-- begin --

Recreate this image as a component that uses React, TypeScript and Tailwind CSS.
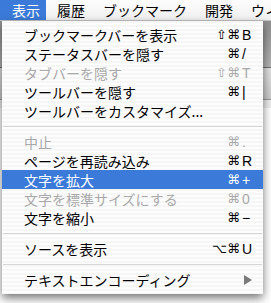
import React from "react";

type Item =
  | { kind: "item"; label: string; mods?: string; key?: string; disabled?: boolean; active?: boolean; submenu?: boolean }
  | { kind: "sep" };

const items: Item[] = [
  { kind: "item", label: "ブックマークバーを表示", mods: "⇧⌘", key: "B" },
  { kind: "item", label: "ステータスバーを隠す", mods: "⌘", key: "/" },
  { kind: "item", label: "タブバーを隠す", mods: "⇧⌘", key: "T", disabled: true },
  { kind: "item", label: "ツールバーを隠す", mods: "⌘", key: "|" },
  { kind: "item", label: "ツールバーをカスタマイズ..." },
  { kind: "sep" },
  { kind: "item", label: "中止", mods: "⌘", key: ".", disabled: true },
  { kind: "item", label: "ページを再読み込み", mods: "⌘", key: "R" },
  { kind: "item", label: "文字を拡大", mods: "⌘", key: "+", active: true },
  { kind: "item", label: "文字を標準サイズにする", mods: "⌘", key: "0", disabled: true },
  { kind: "item", label: "文字を縮小", mods: "⌘", key: "−" },
  { kind: "sep" },
  { kind: "item", label: "ソースを表示", mods: "⌥⌘", key: "U" },
  { kind: "sep" },
  { kind: "item", label: "テキストエンコーディング", submenu: true },
];

const MenuRow: React.FC<{ item: Item }> = ({ item }) => {
  if (item.kind === "sep") {
    return (
      <div className="h-[12px] flex items-center px-[1px]">
        <div className="h-px w-full bg-[#d6d6d6]" />
      </div>
    );
  }

  const color = item.active
    ? "bg-[#3b7ad8] text-white"
    : item.disabled
    ? "text-[#a9a9a9]"
    : "text-black";

  return (
    <div className={`h-[19px] flex items-center pl-[22px] pr-[12px] ${color}`}>
      <span className="flex-1 text-[14px] leading-none whitespace-nowrap">{item.label}</span>
      {item.mods && (
        <span className="flex items-center leading-none">
          <span className="font-['DejaVu_Sans',sans-serif] text-[13px]">{item.mods}</span>
          <span className="w-[11px] pl-[2px] text-[14px] font-['Liberation_Sans',sans-serif]">{item.key}</span>
        </span>
      )}
      {item.submenu && (
        <svg width="8" height="10" viewBox="0 0 8 10" className="mr-[-1px]">
          <path d="M0 0 L8 5 L0 10 Z" fill="#7a7a7a" />
        </svg>
      )}
    </div>
  );
};

export default function App() {
  return (
    <div className="relative w-[271px] h-[303px] overflow-hidden bg-white font-['Noto_Sans_CJK_JP',sans-serif]">
      {/* menu bar */}
      <div className="h-[21px] flex items-center whitespace-nowrap bg-[linear-gradient(#fdfdfd,#f0f0f0)] border-b border-[#c4c4c4] text-[14px] leading-none text-black">
        <div className="h-full flex items-center pl-[12px] pr-[6px] bg-[#3b7ad8] text-white">表示</div>
        <div className="ml-[2px] px-[9px]">履歴</div>
        <div className="px-[9px]">ブックマーク</div>
        <div className="px-[9px]">開発</div>
        <div className="pl-[9px]">ウィ</div>
      </div>

      {/* window behind */}
      <div className="h-[47px] bg-[linear-gradient(#8f8f8f,#b4b4b4)] border-b border-[#6f6f6f]" />
      <div className="h-[32px] bg-[linear-gradient(#e2e2e2,#cacaca)] border-b border-[#9a9a9a]" />
      <div className="h-[8px] bg-[#eeeeee]" />

      {/* dropdown menu */}
      <div className="absolute left-[2px] top-[21px] w-[261px] pt-[4px] pb-[5px] bg-[repeating-linear-gradient(#f6f6f6_0px,#f6f6f6_2px,#fdfdfd_2px,#fdfdfd_4px)] shadow-[0_4px_9px_rgba(0,0,0,0.55)]">
        {items.map((item, i) => (
          <MenuRow key={i} item={item} />
        ))}
      </div>
    </div>
  );
}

-- end --

■ What needs to be done ■
Pictures are excluded; output everything else in the data verbatim.

■ Final answer ■
Recreate this image as a component that uses React, TypeScript and Tailwind CSS.
import React from "react";

type Item =
  | { kind: "item"; label: string; mods?: string; key?: string; disabled?: boolean; active?: boolean; submenu?: boolean }
  | { kind: "sep" };

const items: Item[] = [
  { kind: "item", label: "ブックマークバーを表示", mods: "⇧⌘", key: "B" },
  { kind: "item", label: "ステータスバーを隠す", mods: "⌘", key: "/" },
  { kind: "item", label: "タブバーを隠す", mods: "⇧⌘", key: "T", disabled: true },
  { kind: "item", label: "ツールバーを隠す", mods: "⌘", key: "|" },
  { kind: "item", label: "ツールバーをカスタマイズ..." },
  { kind: "sep" },
  { kind: "item", label: "中止", mods: "⌘", key: ".", disabled: true },
  { kind: "item", label: "ページを再読み込み", mods: "⌘", key: "R" },
  { kind: "item", label: "文字を拡大", mods: "⌘", key: "+", active: true },
  { kind: "item", label: "文字を標準サイズにする", mods: "⌘", key: "0", disabled: true },
  { kind: "item", label: "文字を縮小", mods: "⌘", key: "−" },
  { kind: "sep" },
  { kind: "item", label: "ソースを表示", mods: "⌥⌘", key: "U" },
  { kind: "sep" },
  { kind: "item", label: "テキストエンコーディング", submenu: true },
];

const MenuRow: React.FC<{ item: Item }> = ({ item }) => {
  if (item.kind === "sep") {
    return (
      <div className="h-[12px] flex items-center px-[1px]">
        <div className="h-px w-full bg-[#d6d6d6]" />
      </div>
    );
  }

  const color = item.active
    ? "bg-[#3b7ad8] text-white"
    : item.disabled
    ? "text-[#a9a9a9]"
    : "text-black";

  return (
    <div className={`h-[19px] flex items-center pl-[22px] pr-[12px] ${color}`}>
      <span className="flex-1 text-[14px] leading-none whitespace-nowrap">{item.label}</span>
      {item.mods && (
        <span className="flex items-center leading-none">
          <span className="font-['DejaVu_Sans',sans-serif] text-[13px]">{item.mods}</span>
          <span className="w-[11px] pl-[2px] text-[14px] font-['Liberation_Sans',sans-serif]">{item.key}</span>
        </span>
      )}
      {item.submenu && (
        <svg width="8" height="10" viewBox="0 0 8 10" className="mr-[-1px]">
          <path d="M0 0 L8 5 L0 10 Z" fill="#7a7a7a" />
        </svg>
      )}
    </div>
  );
};

export default function App() {
  return (
    <div className="relative w-[271px] h-[303px] overflow-hidden bg-white font-['Noto_Sans_CJK_JP',sans-serif]">
      {/* menu bar */}
      <div className="h-[21px] flex items-center whitespace-nowrap bg-[linear-gradient(#fdfdfd,#f0f0f0)] border-b border-[#c4c4c4] text-[14px] leading-none text-black">
        <div className="h-full flex items-center pl-[12px] pr-[6px] bg-[#3b7ad8] text-white">表示</div>
        <div className="ml-[2px] px-[9px]">履歴</div>
        <div className="px-[9px]">ブックマーク</div>
        <div className="px-[9px]">開発</div>
        <div className="pl-[9px]">ウィ</div>
      </div>

      {/* window behind */}
      <div className="h-[47px] bg-[linear-gradient(#8f8f8f,#b4b4b4)] border-b border-[#6f6f6f]" />
      <div className="h-[32px] bg-[linear-gradient(#e2e2e2,#cacaca)] border-b border-[#9a9a9a]" />
      <div className="h-[8px] bg-[#eeeeee]" />

      {/* dropdown menu */}
      <div className="absolute left-[2px] top-[21px] w-[261px] pt-[4px] pb-[5px] bg-[repeating-linear-gradient(#f6f6f6_0px,#f6f6f6_2px,#fdfdfd_2px,#fdfdfd_4px)] shadow-[0_4px_9px_rgba(0,0,0,0.55)]">
        {items.map((item, i) => (
          <MenuRow key={i} item={item} />
        ))}
      </div>
    </div>
  );
}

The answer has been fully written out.